I think that, as we navigate ahead in these days of increasing "flatness" in society, part of the answer to the issue you raise has to be changing the culture from one of religious professionals being seen as doing all the real ministry and marketing their product to the rest of us consumers to one of the Body of Christ serving together as the interdependent family following Jesus. Modes of communication, worship, etc. will need to reflect the philosophy of an interdependent community with shared ministry as opposed to the old top-down approach. Easier said than done ....

mbpbooks said...

My favorite line in this post:"Yet the meetings continued."

If there's a massive earthquake on shore, though, I'm sure thousands of homeless people will find refuge in the liner.

Or maybe the destitute, hungry, and homeless are already sneaking into this once fancy venue. Those outdated bunks look pretty good when you're sleep-deprived on the streets, and the sick, injured, and dying don't need a bunch of overpaid maids and waiters -- they're looking for healers or hospice care.

Carl Hofmann said...

Good points, Allan--and indeed, the metaphor breaks down when pushed too far.
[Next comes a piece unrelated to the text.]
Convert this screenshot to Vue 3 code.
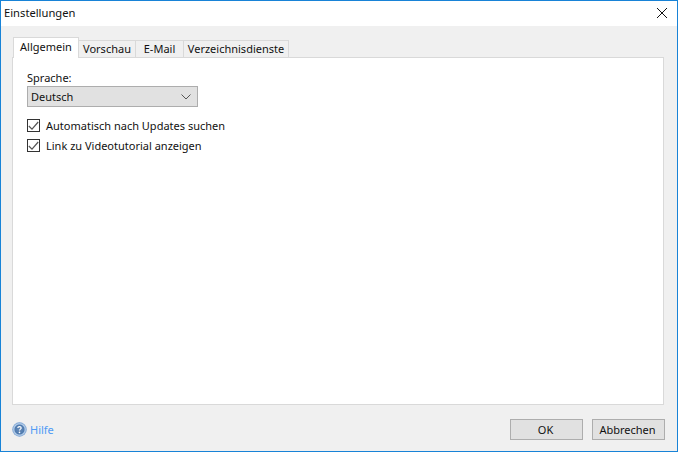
<template>
  <div class="window">
    <header class="titlebar">
      <span class="title">Einstellungen</span>
      <svg class="close" width="12" height="12" viewBox="0 0 12 12" aria-label="Schließen">
        <path d="M1 1 L11 11 M11 1 L1 11" stroke="#111" stroke-width="1" fill="none" />
      </svg>
    </header>
    <main class="body">
      <nav class="tabs">
        <div
          v-for="tab in tabs"
          :key="tab.label"
          class="tab"
          :class="{ active: tab.active }"
          :style="{ width: tab.width + 'px' }"
        >{{ tab.label }}</div>
      </nav>
      <section class="panel">
        <label class="lang-label">Sprache:</label>
        <div class="select">
          <span>Deutsch</span>
          <svg width="10" height="6" viewBox="0 0 10 6">
            <path d="M0.5 0.5 L5 5 L9.5 0.5" stroke="#555" stroke-width="1" fill="none" />
          </svg>
        </div>
        <div class="checks">
          <div v-for="c in checks" :key="c" class="check">
            <span class="box">
              <svg width="11" height="10" viewBox="0 0 11 10">
                <path d="M0.8 5 L4 8.2 L10.2 1" stroke="#555" stroke-width="1.2" fill="none" />
              </svg>
            </span>
            <span>{{ c }}</span>
          </div>
        </div>
      </section>
      <footer class="footer">
        <div class="help">
          <svg width="15" height="15" viewBox="0 0 15 15">
            <defs>
              <radialGradient id="helpGrad" cx="50%" cy="50%" r="50%">
                <stop offset="0%" stop-color="#6a8db8" />
                <stop offset="62%" stop-color="#4f7bb0" />
                <stop offset="78%" stop-color="#b9d0ea" />
                <stop offset="100%" stop-color="#6f9bd0" />
              </radialGradient>
            </defs>
            <circle cx="7.5" cy="7.5" r="7.2" fill="url(#helpGrad)" />
            <path d="M5.8 6 C5.8 4.2 9.2 4.2 9.2 6 C9.2 7.2 7.5 7.1 7.5 8.6" stroke="#fff" stroke-width="1.2" fill="none" />
            <circle cx="7.5" cy="10.4" r="0.8" fill="#fff" />
          </svg>
          <span>Hilfe</span>
        </div>
        <div class="buttons">
          <button class="btn">OK</button>
          <button class="btn">Abbrechen</button>
        </div>
      </footer>
    </main>
  </div>
</template>

<script setup>
const tabs = [
  { label: 'Allgemein', active: true, width: 66 },
  { label: 'Vorschau', width: 57 },
  { label: 'E-Mail', width: 48 },
  { label: 'Verzeichnisdienste', width: 105 }
]
const checks = ['Automatisch nach Updates suchen', 'Link zu Videotutorial anzeigen']
</script>

<style>
html, body { margin: 0; padding: 0; background: #fff; }
</style>

<style scoped>
.window {
  width: 678px;
  height: 452px;
  box-sizing: border-box;
  border: 1px solid #1883d7;
  display: flex;
  flex-direction: column;
  font-family: "Noto Sans", "Open Sans", sans-serif;
  font-size: 11px;
  color: #111;
  background: #f0f0f0;
  overflow: hidden;
}
.titlebar {
  height: 25px;
  background: #fff;
  display: flex;
  align-items: center;
  justify-content: space-between;
  padding: 0 9px 1px 3px;
  box-sizing: border-box;
  flex: none;
}
.title { font-size: 11.2px; line-height: 13px; margin-bottom: 1px; }
.body {
  flex: 1;
  display: flex;
  flex-direction: column;
  padding: 12px 13px 0 11px;
  min-height: 0;
}
.tabs {
  display: flex;
  align-items: flex-end;
  height: 20px;
  padding-left: 1px;
  position: relative;
  z-index: 1;
  margin-bottom: -1px;
}
.tab {
  height: 18px;
  box-sizing: border-box;
  border: 1px solid #d9d9d9;
  border-left-width: 0;
  background: #f0f0f0;
  text-align: center;
  line-height: 16px;
}
.tab.active {
  height: 21px;
  background: #fff;
  border-width: 1px 1px 0 1px;
  line-height: 18px;
}
.panel {
  flex: 1;
  background: #fff;
  border: 1px solid #d9d9d9;
  padding: 12px 14px;
  display: flex;
  flex-direction: column;
  align-items: flex-start;
}
.lang-label { line-height: 15px; height: 15px; }
.select {
  width: 171px;
  height: 21px;
  margin-top: 1px;
  box-sizing: border-box;
  background: #e1e1e1;
  border: 1px solid #adadad;
  display: flex;
  align-items: center;
  justify-content: space-between;
  padding: 0 6px 0 3px;
}
.checks {
  margin-top: 12px;
  display: flex;
  flex-direction: column;
  gap: 7px;
}
.check {
  display: flex;
  align-items: center;
  gap: 6px;
  height: 13px;
}
.box {
  width: 13px;
  height: 13px;
  box-sizing: border-box;
  border: 1px solid #333;
  background: #fff;
  display: flex;
  align-items: center;
  justify-content: center;
}
.footer {
  height: 46px;
  flex: none;
  display: flex;
  align-items: center;
  justify-content: space-between;
  padding-top: 3px;
  box-sizing: border-box;
}
.help {
  display: flex;
  align-items: center;
  gap: 3px;
  color: #4f9bf5;
}
.buttons { display: flex; gap: 9px; margin-right: -1px; }
.btn {
  width: 73px;
  height: 21px;
  box-sizing: border-box;
  background: #e1e1e1;
  border: 1px solid #adadad;
  font: inherit;
  color: #111;
  padding: 0 2px 0 0;
}
</style>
The main point, of course, is the need for the institution to pay attention to changes in society and seek to renew its mission in a new era, rather than to be reactive or, worse, to blithely sail on and "rearrange the deck chairs", if you know what I mean!

Unknown said...

Good and thoughtful posts, all.

Isn't it interesting how structures that serve us sometime become institutions that transcend their original purpose -- things to be built up, optimized and sustained?

Yet, the structures themselves are neutral -- they have no rudders or destinations -- its what we passengers and navigators make of them.

I'm pondering why God wired us with feelings like nostalgia and a fondness for the places, things and structures in our lives. Could it be to help us recall His work in our lives along way?